─── DATA SEGMENT

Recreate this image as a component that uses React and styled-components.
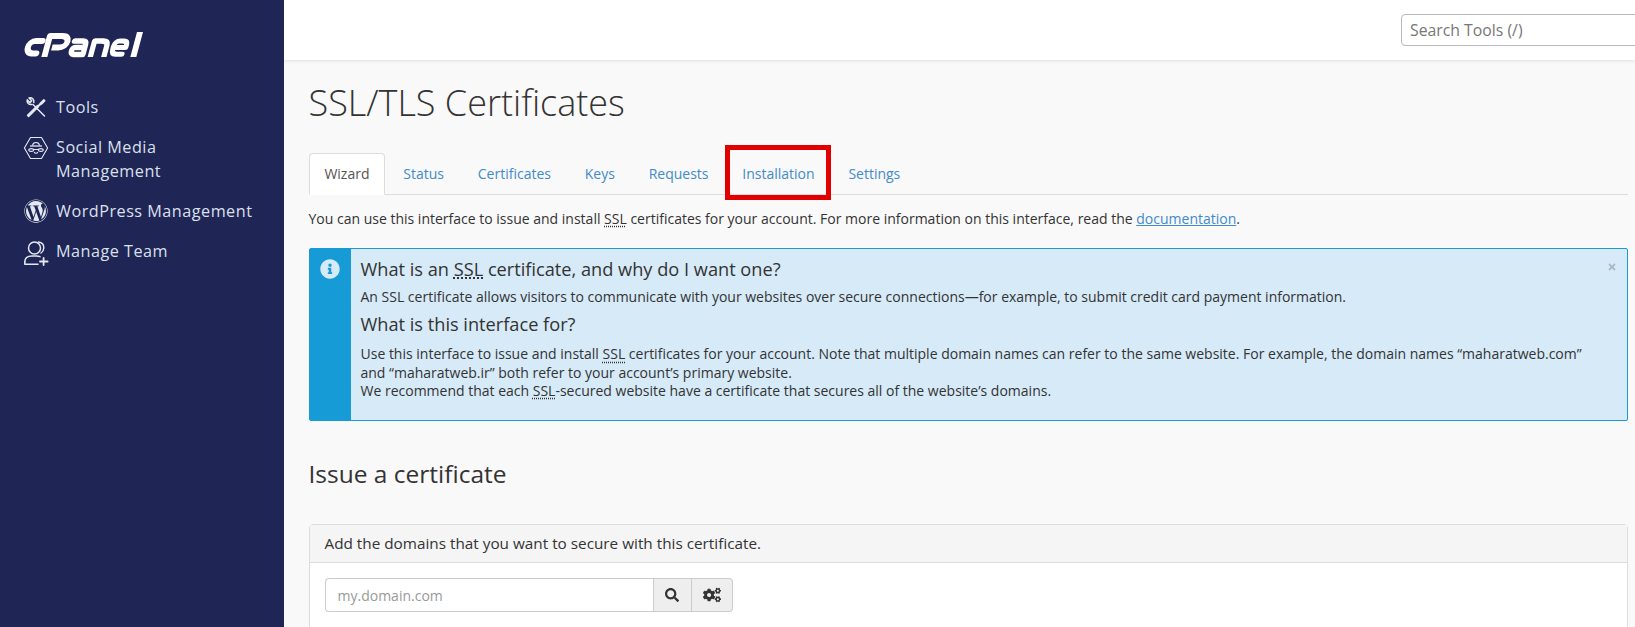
import React from 'react'
import styled, { createGlobalStyle } from 'styled-components'
import { FaWordpress, FaInfoCircle, FaSearch, FaCogs, FaTimes } from 'react-icons/fa'

const GlobalStyle = createGlobalStyle`
    html, body {
        margin: 0;
        height: 100%;
        overflow: hidden;
        font-family: "Open Sans", "Noto Sans", sans-serif;
        color: #333;
    }
    * { box-sizing: border-box; }
`

const Page = styled.div`
    display: flex;
    width: 100%;
    height: 627px;
    overflow: hidden;
`

const Sidebar = styled.aside`
    flex: 0 0 284px;
    background: #1f2554;
    padding: 32px 20px 0 24px;
`

const LogoLink = styled.a`
    display: block;
    height: 26px;
    margin-bottom: 37px;
`

const NavList = styled.nav`
    display: flex;
    flex-direction: column;
    gap: 16px;
`

const NavItem = styled.a`
    display: flex;
    align-items: flex-start;
    gap: 8px;
    color: #dbe0ee;
    font-size: 16.2px;
    line-height: 24px;
    letter-spacing: 0.5px;
`

const NavIcon = styled.span`
    flex: 0 0 24px;
    width: 24px;
    height: 24px;
    color: #e4e8f2;
    svg { display: block; width: 24px; height: 24px; overflow: visible; }
`

const Main = styled.div`
    flex: 1;
    min-width: 0;
    display: flex;
    flex-direction: column;
    background: #f9f9f9;
    overflow: hidden;
`

const TopBar = styled.header`
    flex: 0 0 60px;
    display: flex;
    justify-content: flex-end;
    padding-top: 14px;
    background: #fff;
    box-shadow: 0 1px 3px rgba(0, 0, 0, 0.1);
    position: relative;
`

const SearchBox = styled.input`
    width: 260px;
    height: 32px;
    margin-right: -26px;
    padding: 0 8px;
    border: 1px solid #b9b9c0;
    border-radius: 4px;
    background: #fff;
    font: 15.8px "Open Sans", sans-serif;
    &::placeholder { color: #777; opacity: 1; }
`

const Content = styled.main`
    padding: 0 7px 0 24.5px;
`

const Title = styled.h1`
    margin: 17px 0 0;
    font-size: 36px;
    line-height: 52px;
    font-weight: 300;
    color: #333;
`

const TabRow = styled.div`
    display: flex;
    gap: 2px;
    height: 42px;
    margin-top: 24px;
    border-bottom: 1px solid #ddd;
`

const Tab = styled.a`
    position: relative;
    height: 42px;
    padding: 0 14.9px;
    line-height: 40px;
    font-size: 14px;
    color: ${p => (p.$active ? '#555' : '#428bca')};
    background: ${p => (p.$active ? '#fff' : 'transparent')};
    border: 1px solid ${p => (p.$active ? '#ddd' : 'transparent')};
    border-bottom-color: ${p => (p.$active ? '#fff' : 'transparent')};
    border-radius: 4px 4px 0 0;
    ${p => p.$marked && `
        &::after {
            content: '';
            position: absolute;
            left: -2px;
            right: -2px;
            top: -9px;
            bottom: -6px;
            border: 5px solid #e00000;
        }
    `}
`

const Intro = styled.p`
    margin: 14px 0 0;
    font-size: 14px;
    line-height: 20px;
`

const DocLink = styled.a`
    color: #428bca;
    text-decoration: underline;
`

const Abbr = styled.abbr`
    text-decoration: underline dotted;
    text-underline-offset: 2px;
`

const Alert = styled.section`
    display: flex;
    position: relative;
    height: 173px;
    margin-top: 19px;
    background: #d6eaf8;
    border: 1px solid #179bd7;
    border-radius: 2px;
`

const AlertIcon = styled.div`
    flex: 0 0 41px;
    display: flex;
    justify-content: center;
    padding-top: 10px;
    background: #179bd7;
    color: #d6eaf8;
    font-size: 20px;
    svg { display: block; }
`

const AlertBody = styled.div`
    padding: 6px 30px 0 10px;
    font-size: 14px;
    line-height: 18.4px;
`

const AlertTitle = styled.h4`
    margin: 0;
    font-size: 18.2px;
    line-height: 28px;
    font-weight: 500;
    color: #333;
`

const AlertText = styled.p`
    margin: 5px 0 4px;
`

const AlertCopy = styled.p`
    margin: 7px 0 0;
`

const Close = styled.span`
    position: absolute;
    top: 12px;
    right: 10px;
    color: #a9b8c2;
    font-size: 10px;
`

const Section = styled.h2`
    margin: 37px 0 0;
    font-size: 24.5px;
    line-height: 32px;
    font-weight: 500;
    color: #333;
`

const Panel = styled.div`
    margin-top: 34px;
    height: 140px;
    background: #fff;
    border: 1px solid #ddd;
    border-radius: 4px 4px 0 0;
`

const PanelHead = styled.div`
    height: 38px;
    padding: 0 15px;
    background: #f5f5f5;
    border-bottom: 1px solid #ddd;
    font-size: 15.3px;
    line-height: 36px;
    color: #333;
`

const PanelBody = styled.div`
    padding: 15px;
`

const InputGroup = styled.div`
    display: flex;
    height: 34px;
`

const DomainInput = styled.input`
    width: 328px;
    height: 34px;
    padding: 0 12px;
    border: 1px solid #ccc;
    border-right: 0;
    border-radius: 4px 0 0 4px;
    font: 14px "Open Sans", sans-serif;
    &::placeholder { color: #999; opacity: 1; }
`

const AddonButton = styled.button`
    width: ${p => p.$width}px;
    height: 34px;
    display: flex;
    align-items: center;
    justify-content: center;
    padding: 0;
    background: #eee;
    border: 1px solid #ccc;
    border-left-width: ${p => (p.$last ? 0 : '1px')};
    border-radius: ${p => (p.$last ? '0 4px 4px 0' : 0)};
    color: #333;
    font-size: ${p => (p.$last ? 18 : 14)}px;
`

const CpanelLogo = () => (
  <svg width="120" height="26" viewBox="0 0 120 26" fill="none" stroke="#fff" strokeWidth="6" strokeLinecap="round" strokeLinejoin="round">
    <g transform="translate(3 0) skewX(-15)">
      <path d="M18 9 H11 C7 9 5 12 5 15 C5 19 7.5 21.5 11 21.5 H15" />
      <path d="M24 25 V4 H36 C41 4 43 6.5 43 9.5 C43 13 40.5 15.5 36 15.5 H29" strokeLinecap="butt" />
      <path d="M50 9 H58 C61 9 62 10.5 62 13 V22.5 H53 C50.5 22.5 49.5 20.5 49.5 18.5 C49.5 16.5 50.5 15.5 53 15.5 H61" strokeWidth="5.4" />
      <path d="M70 25 V9 H78 C81.5 9 83.5 10.5 83.5 13.5 V25" strokeLinecap="butt" strokeWidth="5.4" />
      <path d="M103 15.5 H92 M103 15.5 V13 C103 10.5 101.5 9 99 9 H95 C92 9 90.3 11.5 90.3 14 V17 C90.3 20.5 92 22.3 95 22.3 H101" strokeWidth="5" />
      <path d="M113 0 V25" strokeWidth="6" strokeLinecap="butt" />
    </g>
  </svg>
)

const ToolsIcon = () => (
  <svg viewBox="0 0 24 24" fill="none" stroke="currentColor" strokeWidth="1.5" strokeLinecap="round" strokeLinejoin="round">
    <path d="M9 9.5 L20.5 21" />
    <path d="M9.8 7.5 C10.5 4.5 8 2.2 5 3 L7.8 5.8 L6 7.6 L3.2 4.9 C2.4 7.7 5 10.2 8 9.4" />
    <path d="M3.6 20.4 L4.6 21.4 L14.5 11.6 L13.5 10.6 Z" />
    <path d="M14.2 11 L17 7.5 L19.8 4.8 L20.8 5.8 L18 8.6 Z" />
  </svg>
)

const SocialIcon = () => (
  <svg viewBox="0 0 24 24" fill="none" stroke="currentColor" strokeWidth="1.1" strokeLinejoin="round">
    <path d="M6.5 2.5 H17.5 L23.6 13 L17.5 23.5 H6.5 L0.4 13 Z" />
    <path d="M8.5 10.5 C9 6.5 15 6.5 15.5 10.5" />
    <path d="M6 11 H18" strokeWidth="1.3" />
    <ellipse cx="7.2" cy="15" rx="2.4" ry="1.4" />
    <ellipse cx="16.8" cy="15" rx="2.4" ry="1.4" />
    <path d="M9.6 14.5 H14.4 M10.2 17 C10.8 18.6 13.2 18.6 13.8 17" />
  </svg>
)

const TeamIcon = () => (
  <svg viewBox="0 0 24 24" fill="none" stroke="currentColor" strokeWidth="1.5" strokeLinecap="round" strokeLinejoin="round">
    <circle cx="10.5" cy="9" r="6" />
    <path d="M14.5 3 C18 3.5 20 6 19.8 9 C19.7 11.2 18.5 13 17 14" />
    <path d="M0.8 23 C0.8 19 4 17 8 17 H12.5 C13.8 17 15 17.2 16 17.6" />
    <path d="M0.8 23 V25.2 H14" />
    <path d="M19.6 19 V26 M16 22.5 H23.6" strokeWidth="1.8" />
  </svg>
)

const App = () => {
  return (
    <Page>
      <GlobalStyle />
      <Sidebar>
        <LogoLink><CpanelLogo /></LogoLink>
        <NavList>
          <NavItem><NavIcon><ToolsIcon /></NavIcon>Tools</NavItem>
          <NavItem><NavIcon><SocialIcon /></NavIcon><span>Social Media<br />Management</span></NavItem>
          <NavItem><NavIcon><FaWordpress /></NavIcon>WordPress Management</NavItem>
          <NavItem><NavIcon><TeamIcon /></NavIcon>Manage Team</NavItem>
        </NavList>
      </Sidebar>
      <Main>
        <TopBar>
          <SearchBox placeholder="Search Tools (/)" />
        </TopBar>
        <Content>
          <Title>SSL/TLS Certificates</Title>
          <TabRow>
            <Tab $active>Wizard</Tab>
            <Tab>Status</Tab>
            <Tab>Certificates</Tab>
            <Tab>Keys</Tab>
            <Tab>Requests</Tab>
            <Tab $marked>Installation</Tab>
            <Tab>Settings</Tab>
          </TabRow>
          <Intro>
            You can use this interface to issue and install <Abbr>SSL</Abbr> certificates for your account. For more information on this interface, read the <DocLink>documentation</DocLink>.
          </Intro>
          <Alert>
            <AlertIcon><FaInfoCircle /></AlertIcon>
            <AlertBody>
              <AlertTitle>What is an <Abbr>SSL</Abbr> certificate, and why do I want one?</AlertTitle>
              <AlertText>An SSL certificate allows visitors to communicate with your websites over secure connections—for example, to submit credit card payment information.</AlertText>
              <AlertTitle>What is this interface for?</AlertTitle>
              <AlertCopy>
                Use this interface to issue and install <Abbr>SSL</Abbr> certificates for your account. Note that multiple domain names can refer to the same website. For example, the domain names “maharatweb.com” and “maharatweb.ir” both refer to your account’s primary website.<br />
                We recommend that each <Abbr>SSL</Abbr>-secured website have a certificate that secures all of the website’s domains.
              </AlertCopy>
            </AlertBody>
            <Close><FaTimes /></Close>
          </Alert>
          <Section>Issue a certificate</Section>
          <Panel>
            <PanelHead>Add the domains that you want to secure with this certificate.</PanelHead>
            <PanelBody>
              <InputGroup>
                <DomainInput placeholder="my.domain.com" />
                <AddonButton $width={39}><FaSearch /></AddonButton>
                <AddonButton $width={41.5} $last><FaCogs /></AddonButton>
              </InputGroup>
            </PanelBody>
          </Panel>
        </Content>
      </Main>
    </Page>
  )
}

export default App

──────

Copy and report every line where the word "that" is present.

■ SOLVED PROBLEM:
Recreate this image as a component that uses React and styled-components.
                Use this interface to issue and install <Abbr>SSL</Abbr> certificates for your account. Note that multiple domain names can refer to the same website. For example, the domain names “maharatweb.com” and “maharatweb.ir” both refer to your account’s primary website.<br />
                We recommend that each <Abbr>SSL</Abbr>-secured website have a certificate that secures all of the website’s domains.
            <PanelHead>Add the domains that you want to secure with this certificate.</PanelHead>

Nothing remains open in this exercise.